#16Days – Preventing gender-based violence in schools in Asia-Pacific
- Education has a pivotal role in preventing and eliminating gender-based violence and in fostering gender and social norms that promote equality, respect, peace and social cohesion.
- The East Asia and Pacific United Nations Girls’ Education Initiative (EAP UNGEI) and its partners are launching a new curriculum resource to address School-Related Gender-Based Violence (SRGBV). The tool was developed by the University of Melbourne in close collaboration with UNESCO and the EAP UNGEI partners including UNICEF, Plan International, and UN Women.
- The curriculum resource provides guidance for teachers on the issue of SRGBV as well as more than 30 learning activities on concepts relating to the prevention of Gender-Based Violence (GBV) and the promotion of respectful relationships.
Gender-based violence (GBV) is a fundamental violation of human rights and a major obstacle to the achievement of gender equality. Governments around the world have committed to international frameworks to protect children from all forms of violence. Despite these commitments, recent reviews have highlighted that many children in the Asia-Pacific region are affected by GBV in and around school – the very place where children are expected to be safe, protected and empowered.

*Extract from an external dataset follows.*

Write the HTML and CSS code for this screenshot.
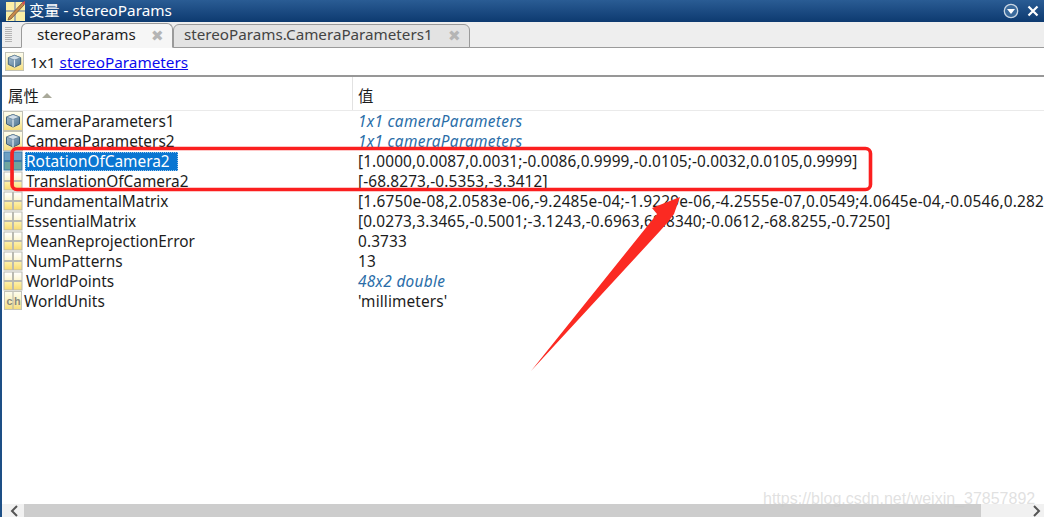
FILE: index.html
```html
<!DOCTYPE html>
<html lang="zh">
<head>
<meta charset="utf-8">
<title>变量 - stereoParams</title>
<link rel="stylesheet" href="styles.css">
</head>
<body>
<svg class="defs" width="0" height="0" aria-hidden="true">
  <defs>
    <linearGradient id="gy" x1="0" y1="0" x2="0" y2="1"><stop offset="0" stop-color="#fefdf0"/><stop offset=".45" stop-color="#fbf3c4"/><stop offset="1" stop-color="#f5dc78"/></linearGradient>
    <linearGradient id="gw" x1="0" y1="0" x2="0" y2="1"><stop offset="0" stop-color="#ffffff"/><stop offset="1" stop-color="#fdf6d2"/></linearGradient>
    <linearGradient id="gb" x1="0" y1="0" x2="0" y2="1"><stop offset="0" stop-color="#fdf0a8"/><stop offset="1" stop-color="#f8dc74"/></linearGradient>
    <linearGradient id="cb" x1="0" y1="0" x2="1" y2="1"><stop offset="0" stop-color="#a9c0d2"/><stop offset="1" stop-color="#4f7592"/></linearGradient>
    <symbol id="cube" viewBox="0 0 20 20">
      <rect x="0.5" y="0.5" width="19" height="19" fill="url(#gy)" stroke="#c0c0b4"/>
      <path d="M10 3.5 L16.5 6 V13 L10 16 L3.5 13 V6 Z" fill="url(#cb)" stroke="#3f5f78"/>
      <path d="M3.5 6 L10 8.5 L16.5 6 L10 3.5 Z" fill="#d2dfe9" stroke="#5f7e96" stroke-width=".7"/>
      <path d="M10 8.5 V16" stroke="#e3ecf2" stroke-width="1.2"/>
    </symbol>
    <symbol id="grid" viewBox="0 0 20 20">
      <rect x="0.5" y="0.5" width="19" height="19" fill="#b9b9b0"/>
      <rect x="1.5" y="1.5" width="7.5" height="7.5" fill="url(#gw)"/>
      <rect x="11" y="1.5" width="7.5" height="7.5" fill="url(#gw)"/>
      <rect x="1.5" y="11" width="7.5" height="7.5" fill="url(#gb)"/>
      <rect x="11" y="11" width="7.5" height="7.5" fill="url(#gb)"/>
    </symbol>
    <symbol id="gridsel" viewBox="0 0 20 20">
      <rect x="0.5" y="0.5" width="19" height="19" fill="#3f78a6"/>
      <rect x="1.5" y="1.5" width="7.5" height="7.5" fill="#6c9fc4"/>
      <rect x="11" y="1.5" width="7.5" height="7.5" fill="#6c9fc4"/>
      <rect x="1.5" y="11" width="7.5" height="7.5" fill="#6fa59f"/>
      <rect x="11" y="11" width="7.5" height="7.5" fill="#6fa59f"/>
    </symbol>
    <symbol id="char" viewBox="0 0 20 20">
      <rect x="1.5" y="0.5" width="17" height="18" fill="url(#gy)" stroke="#c4c4ba"/>
      <path d="M10 1V18" stroke="#b0b0a8"/>
      <text x="3.2" y="14" class="ch-text">c</text>
      <text x="11" y="14" class="ch-text">h</text>
    </symbol>
  </defs>
</svg>
<div class="window">
  <header class="titlebar">
    <svg class="app-icon" viewBox="0 0 22 22" width="22" height="22">
      <rect x="3" y="2" width="19" height="19" fill="#fbeea6"/>
      <path d="M3 11H22M12 2V21" stroke="#8d9aa8" stroke-width="1.5"/>
      <path d="M6 17 L19 3 L22 1 L21 5 L8 19 L5 20 Z" fill="#c98a4b" stroke="#6b4a2a" stroke-width=".7"/>
      <path d="M19 3 L22 1 L21 5 Z" fill="#e0455f"/>
    </svg>
    <span class="title">变量 - stereoParams</span>
    <span class="title-actions">
      <svg viewBox="0 0 16 16" width="16" height="16"><circle cx="8" cy="8" r="6.7" fill="#3a6a9c" stroke="#c9d6e3" stroke-width="1.3"/><path d="M4 6H12L8 11Z" fill="#fff"/></svg>
      <svg viewBox="0 0 12 12" width="12" height="12"><path d="M1.5 1.5L10.5 10.5M10.5 1.5L1.5 10.5" stroke="#fff" stroke-width="2.2"/></svg>
    </span>
  </header>
  <nav class="tabs">
    <span class="grip"></span>
    <div class="tab active"><span class="tab-name">stereoParams</span><span class="tab-x">✖</span></div>
    <div class="tab"><span class="tab-name">stereoParams.CameraParameters1</span><span class="tab-x">✖</span></div>
  </nav>
  <div class="infobar">
    <svg class="icon"><use href="#cube"/></svg>
    <span>1x1 <a class="link" href="#">stereoParameters</a></span>
  </div>
  <main class="table">
    <div class="thead">
      <div class="c1 th">属性<span class="sort"></span></div>
      <div class="c2 th">值</div>
    </div>
    <div class="row"><svg class="icon"><use href="#cube"/></svg><div class="c1"><span class="name">CameraParameters1</span></div><div class="c2 ref">1x1 cameraParameters</div></div>
    <div class="row"><svg class="icon"><use href="#cube"/></svg><div class="c1"><span class="name">CameraParameters2</span></div><div class="c2 ref">1x1 cameraParameters</div></div>
    <div class="row"><svg class="icon"><use href="#gridsel"/></svg><div class="c1"><span class="name selected">RotationOfCamera2</span></div><div class="c2">[1.0000,0.0087,0.0031;-0.0086,0.9999,-0.0105;-0.0032,0.0105,0.9999]</div></div>
    <div class="row"><svg class="icon"><use href="#grid"/></svg><div class="c1"><span class="name">TranslationOfCamera2</span></div><div class="c2">[-68.8273,-0.5353,-3.3412]</div></div>
    <div class="row"><svg class="icon"><use href="#grid"/></svg><div class="c1"><span class="name">FundamentalMatrix</span></div><div class="c2 long">[1.6750e-08,2.0583e-06,-9.2485e-04;-1.9229e-06,-4.2555e-07,0.0549;4.0645e-04,-0.0546,0.2825]</div></div>
    <div class="row"><svg class="icon"><use href="#grid"/></svg><div class="c1"><span class="name">EssentialMatrix</span></div><div class="c2">[0.0273,3.3465,-0.5001;-3.1243,-0.6963,68.8340;-0.0612,-68.8255,-0.7250]</div></div>
    <div class="row"><svg class="icon"><use href="#grid"/></svg><div class="c1"><span class="name">MeanReprojectionError</span></div><div class="c2">0.3733</div></div>
    <div class="row"><svg class="icon"><use href="#grid"/></svg><div class="c1"><span class="name">NumPatterns</span></div><div class="c2">13</div></div>
    <div class="row"><svg class="icon"><use href="#grid"/></svg><div class="c1"><span class="name">WorldPoints</span></div><div class="c2 ref">48x2 double</div></div>
    <div class="row"><svg class="icon"><use href="#char"/></svg><div class="c1"><span class="name units">WorldUnits</span></div><div class="c2">'millimeters'</div></div>
  </main>
  <footer class="hscroll">
    <svg viewBox="0 0 22 13" class="arrow"><path d="M15 2L10 7L15 12" fill="none" stroke="#555" stroke-width="2"/></svg>
    <div class="thumb"></div>
    <svg viewBox="0 0 63 13" class="arrow right"><path d="M53 2L58 7L53 12" fill="none" stroke="#555" stroke-width="2"/></svg>
  </footer>
</div>
<div class="watermark">https://blog.csdn.net/weixin_37857892</div>
<svg class="annotation" viewBox="0 0 1044 517" width="1044" height="517">
  <rect x="12" y="148.5" width="858.5" height="41" rx="5" fill="none" stroke="#fb1f1f" stroke-width="3.6"/>
  <path d="M531 371 L657 214 L652 208 L680 197 L674 214 L668 222 L660 231 Z" fill="#fb2a22"/>
</svg>
</body>
</html>
```
FILE: styles.css
```css
* { box-sizing: border-box; }
html, body { margin: 0; height: 100%; overflow: hidden; background: #fff; }
body { font-family: "Noto Sans", "Noto Sans CJK SC", sans-serif; font-size: 15.3px; color: #1c1c1c; position: relative; }
.defs { position: absolute; }
.ch-text { font-family: "Liberation Mono", monospace; font-size: 11px; font-weight: 700; fill: #8a8a80; }
.window { width: 1044px; height: 517px; display: flex; flex-direction: column; border-left: 2px solid #1d4f86; }
.titlebar { height: 22px; flex: none; margin-left: -2px; display: flex; align-items: center; color: #fff; background: linear-gradient(#2a5c94, #0d3a70); }
.app-icon { flex: none; margin-left: 3px; }
.title { margin-left: 4px; font-size: 15.3px; padding-bottom: 5px; }
.title-actions { margin-left: auto; margin-right: 5px; display: flex; align-items: center; gap: 8px; }
.tabs { height: 26px; flex: none; display: flex; align-items: flex-end; background: #eee; border-bottom: 1px solid #9a9a9a; padding-left: 3px; }
.grip { width: 7px; height: 16px; margin: 0 9px 4px 0; background: repeating-linear-gradient(#b5b5b5 0 1px, transparent 1px 2px); flex: none; }
.tab { height: 24px; display: flex; align-items: center; justify-content: space-between; border: 1px solid #9a9a9a; border-radius: 6px 6px 0 0; background: #e3e3e3; padding: 0 8px 0 10px; margin-left: -1px; color: #444; margin-bottom: -1px; font-size: 15.2px; }
.tab.active { background: #f6f6f6; width: 152px; color: #1c1c1c; border-bottom-color: #f6f6f6; height: 25px; padding-left: 15px; margin-left: 0; margin-right: 1px; }
.tab-name { white-space: nowrap; padding-bottom: 4px; }
.tab-x { color: #b5b5b5; font-size: 15px; margin-left: 15px; padding-bottom: 2px; }
.infobar { height: 29px; flex: none; display: flex; align-items: center; gap: 6px; padding-left: 3px; border-bottom: 2px solid #979797; background: #fff; }
.infobar .icon { width: 19px; height: 19px; }
.link { color: #0b0bee; }
.table { flex: 1; min-height: 0; position: relative; font-size: 15.4px; }
.thead { height: 34px; display: flex; border-bottom: 1px solid #eaeaea; }
.th { display: flex; align-items: center; padding-top: 3px; }
.c1 { width: 351px; flex: none; white-space: nowrap; }
.thead .c1 { padding-left: 6px; border-right: 1px solid #e2e2e2; }
.thead .c2 { padding-left: 5px; }
.sort { width: 0; height: 0; margin-left: 3px; border: 5px solid transparent; border-top: 0; border-bottom: 5px solid #a9a99a; }
.c2 { white-space: nowrap; }
.row { height: 20px; display: flex; align-items: center; line-height: 20px; }
.row .icon { width: 20px; height: 20px; flex: none; margin-left: 1px; }
.row .c1 { width: 330px; padding-left: 2px; padding-top: 1px; }
.name { display: inline-block; padding: 0 1px; line-height: 19px; }
.name.units { margin-left: -2px; }
.selected { background: #0a76d2; color: #fff; outline: 1px dotted #9cc6ea; outline-offset: -1px; padding-right: 8px; }
.row .c2 { padding-left: 5px; padding-top: 1px; letter-spacing: .12px; }
.row .c2.long { letter-spacing: .18px; }
.row .c2.ref { letter-spacing: .3px; color: #2a6da8; font-style: italic; }
.hscroll { height: 13px; flex: none; display: flex; background: #f1f1f1; }
.arrow { width: 22px; height: 13px; flex: none; }
.arrow.right { width: 63px; }
.thumb { flex: 1; background: #cdcdcd; }
.watermark { position: absolute; left: 763px; top: 490px; font-family: "Liberation Sans", sans-serif; font-size: 16px; color: rgba(200,200,200,.55); white-space: nowrap; }
.annotation { position: absolute; left: 0; top: 0; pointer-events: none; }
```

School-Related Gender Based Violence (SRGBV) is complex and multifaceted and includes explicit threats or acts of physical violence, verbal and emotional abuse, bullying, non-consensual touching, sexual harassment, coercion and assault, and rape.2,[vii] It is not only girls that are targets of this violence – any young learner may be affected including girls, boys, transgender and intersex children and youth.
SRGBV is a critical barrier to the right to education, not only because of the interlinked serious physical and psychological health impacts, but also because it may lead to the deterioration of the learning environment as a whole.2,7 The experience or even threat of SRGBV often results in irregular attendance, dropout, truancy, poor school performance, and low self-esteem. Witnessing or experiencing violence in schools may also herald further experiences of violence in adult life.
Education has a pivotal role in preventing and eliminating gender-based violence and in fostering gender and social norms that promote equality, respect, peace and social cohesion. Teachers, schools and education systems are fundamental in transforming behaviours, attitudes and values, including instilling in learners the understanding and practice of gender equality, non-violent behaviour and acceptance of difference.
Building on the 2013 regional round-table meeting on SRGBV, the desk review School-Related Gender-Based Violence in the Asia-Pacific Region and supporting infographics, the East Asia and Pacific United Nations Girls’ Education Initiative (EAP UNGEI) have recently developed a new curriculum resource to advance the capacity of countries to address SRGBV. This is:
- an activity-based, modular curriculum resource;
- designed to assist teachers to deliver lessons that address gender discrimination and violence; and
- age-appropriate for secondary school students aged 11-14 years.
Informed by research on effective teaching, it is the first such resource developed specifically for the Asia-Pacific region and is made for adaptation to country contexts. Designed for use in the formal school system, the resource may be modified for use in non-formal settings, including through community learning and literacy programmes.
The curriculum resource provides guidance for teachers on the issue of SRGBV as well as more than 30 learning activities on concepts relating to the prevention of GBV and the promotion of respectful relationships. The learning activities are designed to increase knowledge and positive attitudes and to build awareness and skills in students. They are suitable for use in a range of subjects including literacy development programme, social studies, pastoral care, life-skills, civics, health, sexuality education and values education programmes, and may be delivered intensively or adapted for more sustainable integration across the curriculum programme.
The first official orientation to the curriculum resource took place with Ministry of Education Officials, Education Lecturers, Child Protection Officers, Principals and teachers, in Suva, Fiji in the first week of November. The curriculum is planned to be launched at the end of the 16 Days of Activism during a regional UN Women meeting on Ending Violence Against Women/Girls (EVAW/G) in Bangkok.